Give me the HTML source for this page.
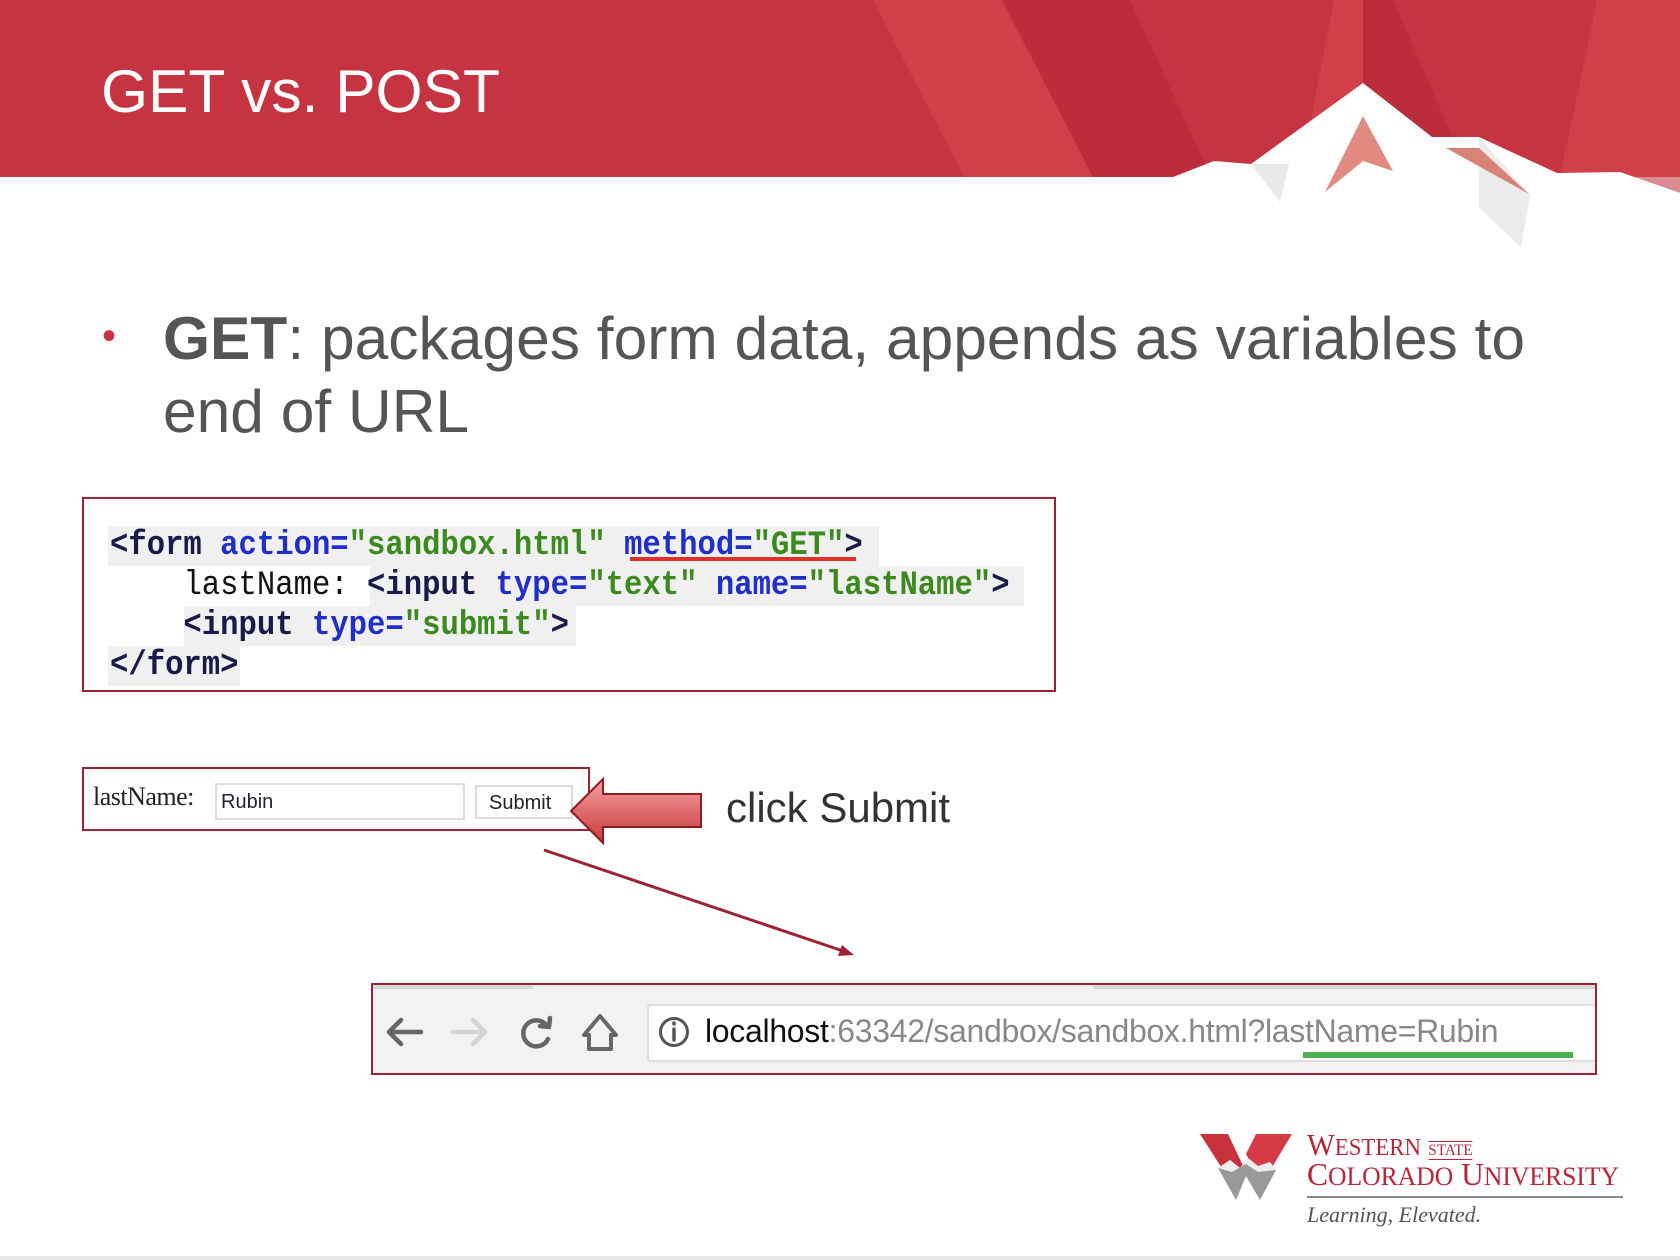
<!DOCTYPE html>
<html><head><meta charset="utf-8"><style>
*{margin:0;padding:0;box-sizing:border-box}
body{width:1680px;height:1260px;position:relative;background:#fff;overflow:hidden;font-family:"Liberation Sans",sans-serif}
.abs{position:absolute;white-space:nowrap}
.code{font-family:"Liberation Mono",monospace;font-size:30.6px;letter-spacing:0px;font-weight:bold;line-height:40px;white-space:pre;transform:scaleY(1.12);transform-origin:left center}
.b{color:#1f2fc8}.g{color:#3a8a1e}.k{color:#1a1a4a}.n{font-weight:normal;color:#111}
</style></head><body>
<svg class="abs" style="left:0;top:0" width="1680" height="260" viewBox="0 0 1680 260">
<rect x="0" y="0" width="1680" height="177" fill="#c63441"/>
<polygon points="873,0 1002,0 1093,177 964,177" fill="#d13f48"/>
<polygon points="1002,0 1130,0 1211,177 1093,177" fill="#bc2d3b"/>
<polygon points="1334,0 1363,0 1363,177 1300,177" fill="#d13f48"/>
<polygon points="1363,0 1393,0 1470,177 1363,177" fill="#bc2d3b"/>
<polygon points="1597,0 1680,0 1680,177 1560,177" fill="#d13f48"/>
<polygon points="1560,177 1680,177 1680,193 1620,172" fill="#d98a92"/>
<polygon points="0,177 1173,177 1214,161 1251,164 1363,83 1432,137 1479,137 1557,173 1620,172 1680,193 1680,260 0,260" fill="#fff"/>
<polygon points="1251,164 1289,164 1280,202" fill="#e9e9e9"/>
<polygon points="1479,137 1479,207 1521,248 1530,195" fill="#ececec"/>
<polygon points="1363,116 1393,171 1363,161 1325,192" fill="#e08a80"/>
<polygon points="1446,148 1479,148 1529,194" fill="#d88378"/>
</svg>
<div class="abs" style="left:101px;top:56px;font-size:60.5px;color:#fff;line-height:70px">GET vs. POST</div>
<div class="abs" style="left:102px;top:314px;font-size:40px;color:#c63441">•</div>
<div class="abs" style="left:163px;top:302px;font-size:60.5px;color:#555;line-height:73px"><b>GET</b>: packages form data, appends as variables to<br>end of URL</div>

<div class="abs" style="left:82px;top:497px;width:974px;height:195px;border:2px solid #9b2335"></div>
<div class="abs" style="left:108px;top:526px;width:771px;height:40px;background:#f0f0f0"></div>
<div class="abs" style="left:370px;top:566px;width:654px;height:40px;background:#f0f0f0"></div>
<div class="abs" style="left:184px;top:606px;width:392px;height:40px;background:#f0f0f0"></div>
<div class="abs" style="left:108px;top:646px;width:132px;height:40px;background:#f0f0f0"></div>
<div class="abs code" style="left:110px;top:526px"><span class="k">&lt;form</span> <span class="b">action=</span><span class="g">"sandbox.html"</span> <span class="b">method=</span><span class="g">"GET"</span><span class="k">&gt;</span></div>
<div class="abs code" style="left:110px;top:566px"><span class="k">    <span class="n">lastName:</span> &lt;input</span> <span class="b">type=</span><span class="g">"text"</span> <span class="b">name=</span><span class="g">"lastName"</span><span class="k">&gt;</span></div>
<div class="abs code" style="left:110px;top:606px"><span class="k">    &lt;input</span> <span class="b">type=</span><span class="g">"submit"</span><span class="k">&gt;</span></div>
<div class="abs code" style="left:110px;top:646px"><span class="k">&lt;/form&gt;</span></div>
<div class="abs" style="left:630px;top:557px;width:226px;height:4px;background:#e0302a"></div>

<div class="abs" style="left:82px;top:767px;width:508px;height:64px;border:2px solid #9b2335"></div>
<div class="abs" style="left:93px;top:782px;font-family:'Liberation Serif',serif;font-size:26px;color:#222;letter-spacing:-0.5px">lastName:</div>
<div class="abs" style="left:215px;top:783px;width:250px;height:37px;border:2px solid #ddd;font-size:20px;padding:6px 4px;color:#223">Rubin</div>
<div class="abs" style="left:475px;top:785px;width:98px;height:34px;border:2px solid #ddd;font-size:20px;padding:5px 12px;color:#222">Submit</div>
<svg class="abs" style="left:565px;top:775px" width="145" height="72">
<defs><linearGradient id="ag" x1="0" y1="0" x2="0" y2="1"><stop offset="0" stop-color="#f4a0a0"/><stop offset="1" stop-color="#c83a3a"/></linearGradient></defs>
<polygon points="6,36 38,4 38,19 136,19 136,52 38,52 38,68" fill="url(#ag)" stroke="#8e1e24" stroke-width="2"/>
</svg>
<div class="abs" style="left:726px;top:784px;font-size:42px;color:#333">click Submit</div>
<svg class="abs" style="left:540px;top:845px" width="320" height="115">
<line x1="4" y1="5" x2="306" y2="107" stroke="#9b2335" stroke-width="3"/>
<polygon points="314,110 298,111 302,100" fill="#9b2335"/>
</svg>

<div class="abs" style="left:371px;top:983px;width:1226px;height:92px;border:2px solid #9b2335;background:#f2f2f2;overflow:hidden">
<div class="abs" style="left:0;top:0;width:160px;height:4px;background:#d8d8d8"></div>
<div class="abs" style="left:720px;top:0;width:510px;height:4px;background:#d8d8d8"></div>
<div class="abs" style="left:274px;top:19px;width:960px;height:58px;background:#fff;border:2px solid #ddd;border-radius:4px"></div>
</div>
<svg class="abs" style="left:380px;top:1010px" width="320" height="50" fill="none" stroke-width="4.5" stroke-linecap="round" stroke-linejoin="round">
<path d="M41,22 H9 M21,10 L9,22 L21,34" stroke="#666"/>
<path d="M73,22 H105 M93,10 L105,22 L93,34" stroke="#d4d4d4"/>
<path d="M167,16 A13,13 0 1 0 168,29" stroke="#666"/><path d="M170,8 L169,17 L160,16" stroke="#666"/>
<path d="M209,39 V25 H204 L220,6 L236,25 H231 V39 Z" stroke="#666" stroke-width="4"/>
<circle cx="294" cy="22" r="13.5" stroke="#555" stroke-width="3"/>
<path d="M294,19 V30 M294,13 V14" stroke="#555" stroke-width="3.5"/>
</svg>
<div class="abs" style="left:705px;top:1013px;font-size:32px;color:#888;letter-spacing:-0.3px"><span style="color:#111">localhost</span>:63342/sandbox/sandbox.html?lastName=Rubin</div>
<div class="abs" style="left:1303px;top:1052px;width:270px;height:6px;background:#4caf50"></div>

<svg class="abs" style="left:1198px;top:1132px" width="98" height="70">
<polygon points="2,2 30,2 48,40 34,52" fill="#c9323d"/>
<polygon points="48,22 58,2 94,2 64,52" fill="#d63a44"/>
<polygon points="20,36 32,28 42,36 50,26 60,34 72,30 78,38 62,68 48,44 38,68" fill="#999"/>
<polygon points="20,36 32,28 42,36 50,26 60,34 72,30 78,38 60,40 48,32 34,40" fill="#eee"/>
</svg>
<div class="abs" style="left:1307px;top:1128px;font-family:'Liberation Serif',serif;color:#b8263a;font-size:31px;line-height:34px;transform:scaleX(0.95);transform-origin:left">W<span style="font-size:24px">ESTERN</span> <span style="font-size:16px;border-top:1px solid #b8263a;border-bottom:1px solid #b8263a">STATE</span></div>
<div class="abs" style="left:1307px;top:1157px;font-family:'Liberation Serif',serif;color:#b8263a;font-size:32px;line-height:34px;transform:scaleX(0.985);transform-origin:left">C<span style="font-size:26px">OLORADO</span> U<span style="font-size:26px">NIVERSITY</span></div>
<div class="abs" style="left:1307px;top:1196px;width:316px;height:2px;background:#888"></div>
<div class="abs" style="left:1307px;top:1202px;font-family:'Liberation Serif',serif;font-style:italic;font-size:22px;color:#555">Learning, Elevated.</div>
<div class="abs" style="left:0;top:1256px;width:1680px;height:4px;background:#e6e6e6"></div>
</body></html>
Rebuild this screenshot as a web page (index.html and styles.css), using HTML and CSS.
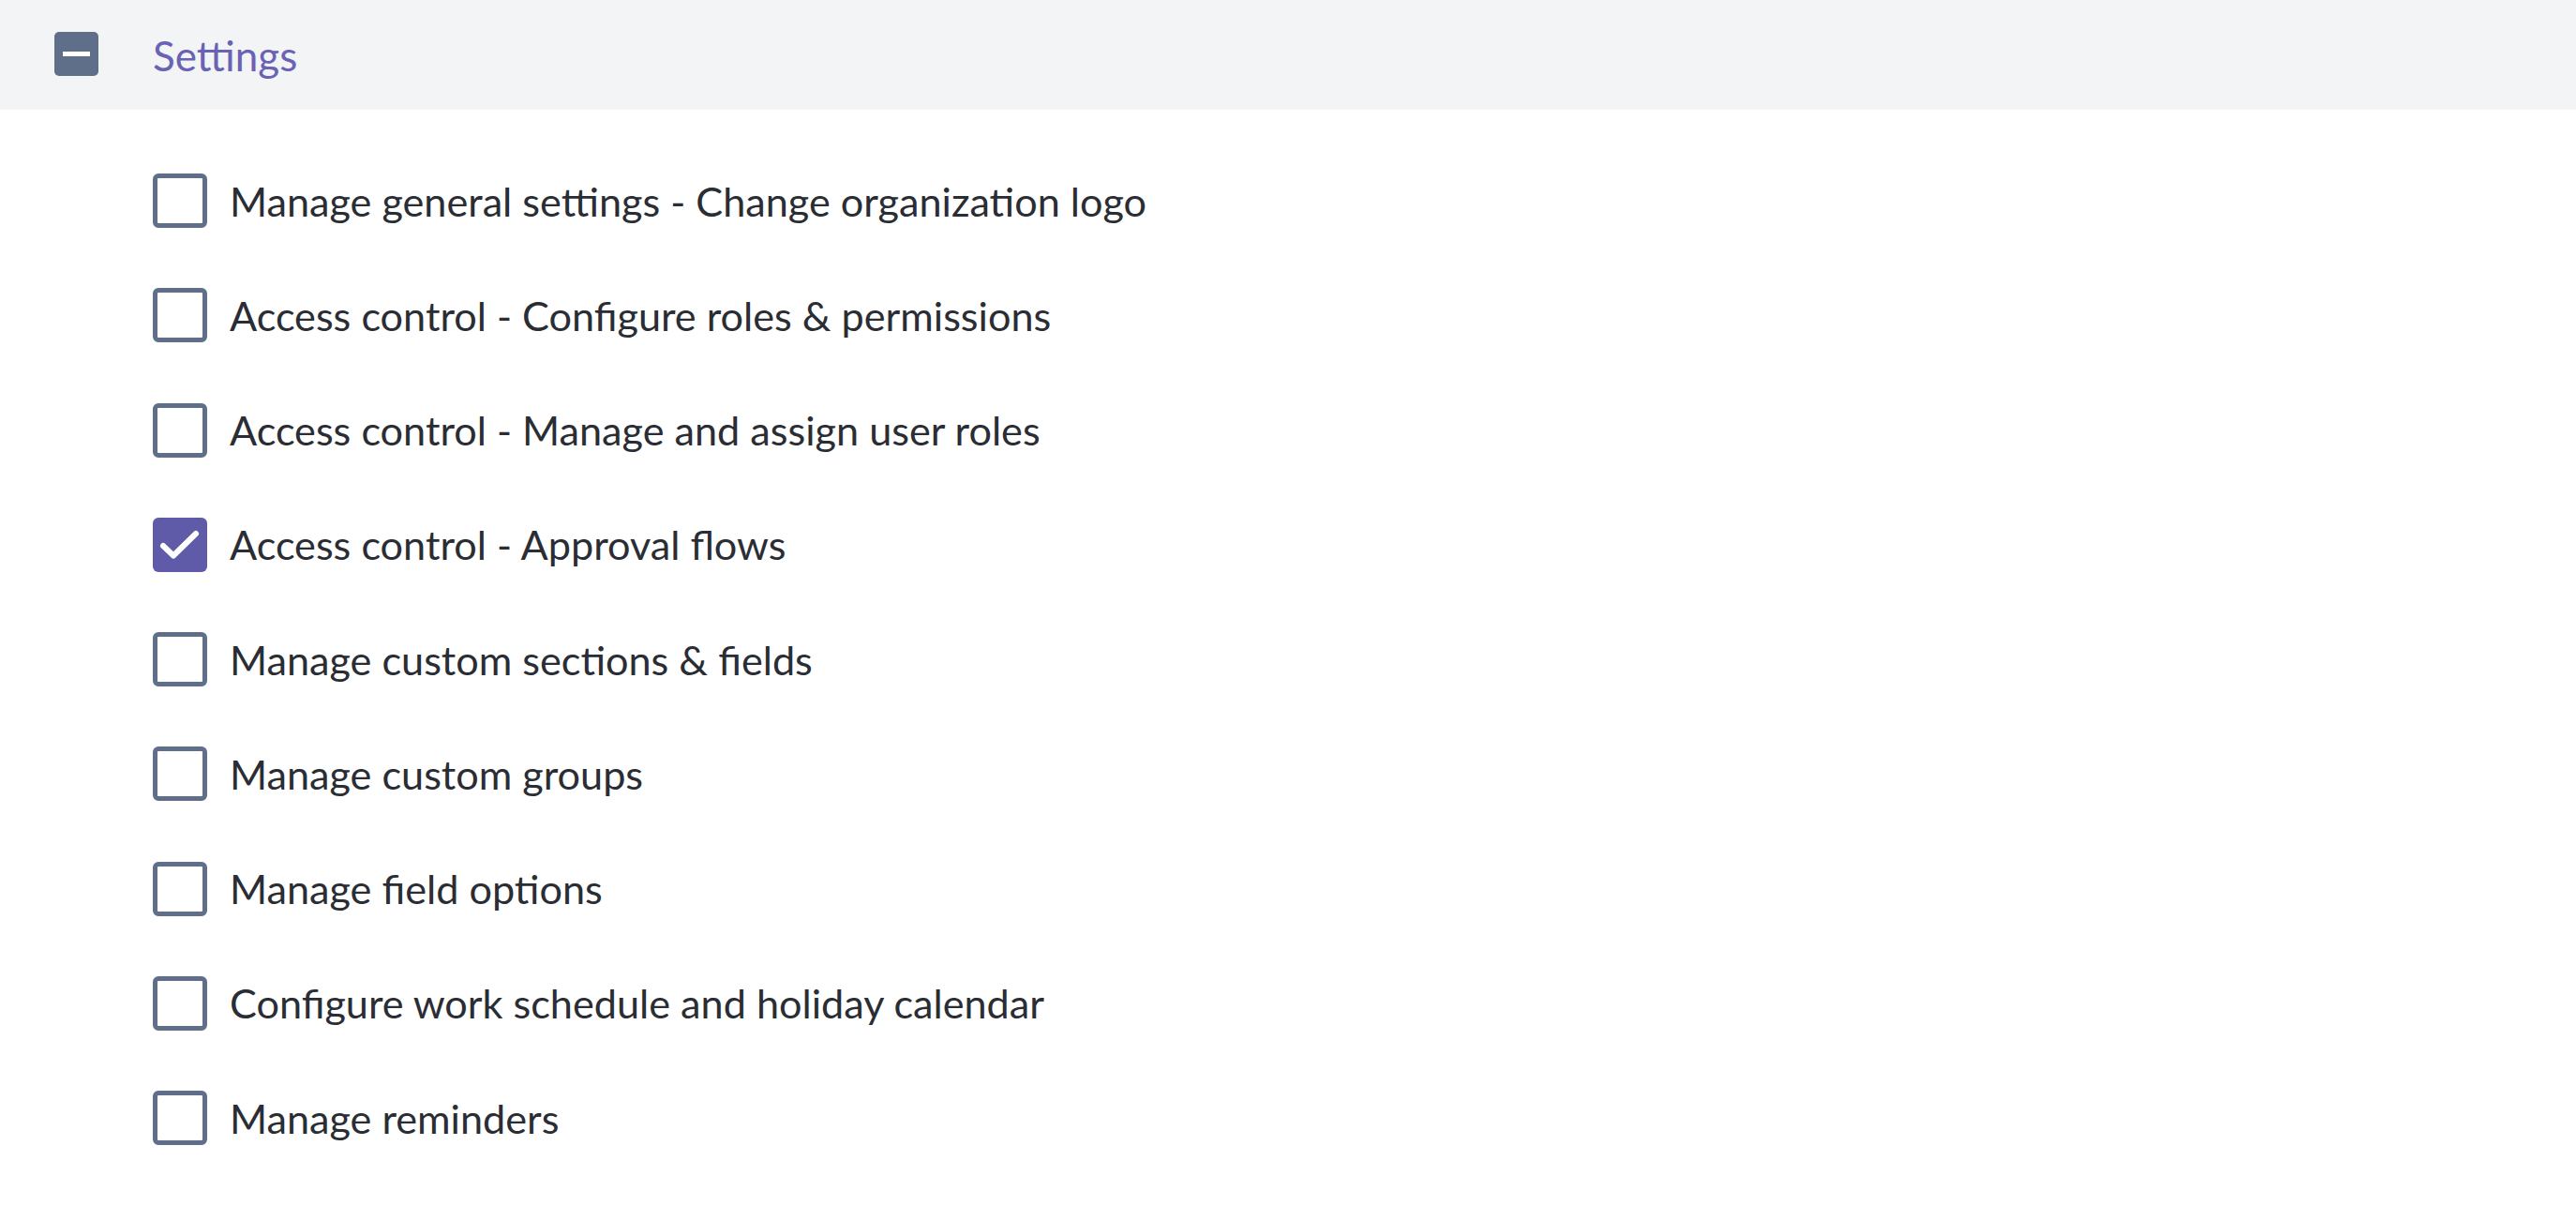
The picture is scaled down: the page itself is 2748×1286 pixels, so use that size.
FILE: index.html
```html
<!DOCTYPE html>
<html lang="en">
<head>
<meta charset="utf-8">
<title>Settings</title>
<link rel="stylesheet" href="styles.css">
</head>
<body>
<div class="panel">
  <div class="header">
    <span class="toggle"><span class="bar"></span></span>
    <span class="title">Settings</span>
  </div>
  <ul class="list">
    <li class="row"><span class="box"></span><span class="label">Manage general settings - Change organization logo</span></li>
    <li class="row"><span class="box"></span><span class="label">Access control - Configure roles &amp; permissions</span></li>
    <li class="row"><span class="box"></span><span class="label">Access control - Manage and assign user roles</span></li>
    <li class="row"><span class="box checked"><svg viewBox="0 0 58 58" width="58" height="58"><path d="M11 30 L22 40.5 L46 17" fill="none" stroke="#fff" stroke-width="6" stroke-linecap="round" stroke-linejoin="round"/></svg></span><span class="label">Access control - Approval flows</span></li>
    <li class="row"><span class="box"></span><span class="label">Manage custom sections &amp; fields</span></li>
    <li class="row"><span class="box"></span><span class="label">Manage custom groups</span></li>
    <li class="row"><span class="box"></span><span class="label">Manage field options</span></li>
    <li class="row"><span class="box"></span><span class="label">Configure work schedule and holiday calendar</span></li>
    <li class="row"><span class="box"></span><span class="label">Manage reminders</span></li>
  </ul>
</div>
</body>
</html>
```

FILE: styles.css
```css
html, body {
  margin: 0;
  padding: 0;
  background: #ffffff;
}
body {
  font-family: Lato, "Noto Sans", sans-serif;
  width: 2748px;
  height: 1286px;
  overflow: hidden;
}
.header {
  height: 117px;
  background: #f3f4f6;
  display: flex;
  align-items: center;
  padding-left: 58px;
  gap: 58px;
}
.toggle {
  width: 47px;
  height: 47px;
  border-radius: 5px;
  background: #5f6f89;
  display: flex;
  align-items: center;
  justify-content: center;
  margin-top: -2px;
}
.bar {
  width: 29px;
  height: 5px;
  background: #ffffff;
}
.title {
  font-size: 44px;
  color: #6a63b5;
  line-height: 1;
}
.list {
  list-style: none;
  margin: 0;
  padding: 36px 0 0 163px;
}
.row {
  height: 122.25px;
  display: flex;
  align-items: center;
  gap: 24px;
}
.box {
  width: 58px;
  height: 58px;
  box-sizing: border-box;
  border: 5px solid #5f6f89;
  border-radius: 6px;
  flex: none;
  display: block;
}
.box.checked {
  border: none;
  background: #5f5ba9;
}
.box.checked svg {
  display: block;
}
.label {
  font-size: 43.2px;
  color: #2a2d33;
  line-height: 1;
}
```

Given exercise
Which lines in the records above contain the string "page"? Copy each one.

Finished answer
Give me the HTML source for this page.
Rebuild this screenshot as a web page (index.html and styles.css), using HTML and CSS.
The picture is scaled down: the page itself is 2748×1286 pixels, so use that size.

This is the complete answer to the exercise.